Many Jewel Park residents rejected the underpass option that village leaders considered viable -- one that takes eight of their neighborhood's homes and 10 nearby businesses by shifting Route 14 to the north.

They preferred shifting the road to the south, which would instead take out 62 apartment and condominium units from the Shorely Woods subdivision.

Though this plan was shown and commented on at Thursday's meeting, it would require a decision by the project's planning committee later this year to officially declare it back under consideration, Lawler said.

In addition to claiming homes and businesses, the underpass also would require the relocation of Flint Creek and cost $55 million to $65 million to build.

The overpass option would cost $40 million to $50 million and require the loss of only one home, but inspired a more strongly negative reaction in many Thursday.

"Cheaper is not always better," nearby resident Pat Karon said.

Though eager to share her opinion with the village, Karon said she was unsure how much effect it would have after she and her husband, Tom, joined with the rest of the community to oppose CN's purchase of the Elgin, Joliet & Eastern tracks only to see it happen anyway.

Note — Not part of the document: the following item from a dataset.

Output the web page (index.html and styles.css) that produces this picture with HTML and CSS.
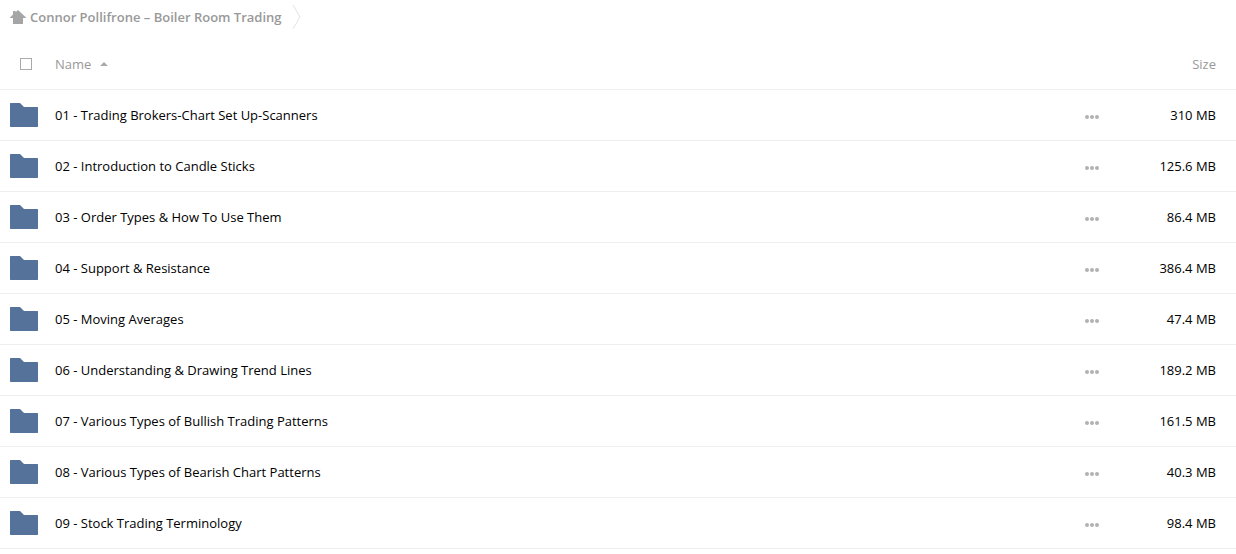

"The federal government did not protect us," Tom Karon said.

Their neighbor Celeste Scheffler agreed with the Karons but felt those who opposed taking any action as a way of making CN's own expansion plans more difficult were being unrealistic.

"It has to happen. CN is going to do it anyway," Scheffler said.

"It all harks back to the old days, when the railroads were first coming through and people objected."

But even given the divided opinions that must be sifted through over the coming weeks, the sheer size of Thursday's crowd and the number of comments still coming in are of help to Barrington in getting something done, Lawler said.

They show IDOT that there is strong recognition of a problem and desire for a solution.

Written comments can still be sent to the village through May 9 at us14-cn.com.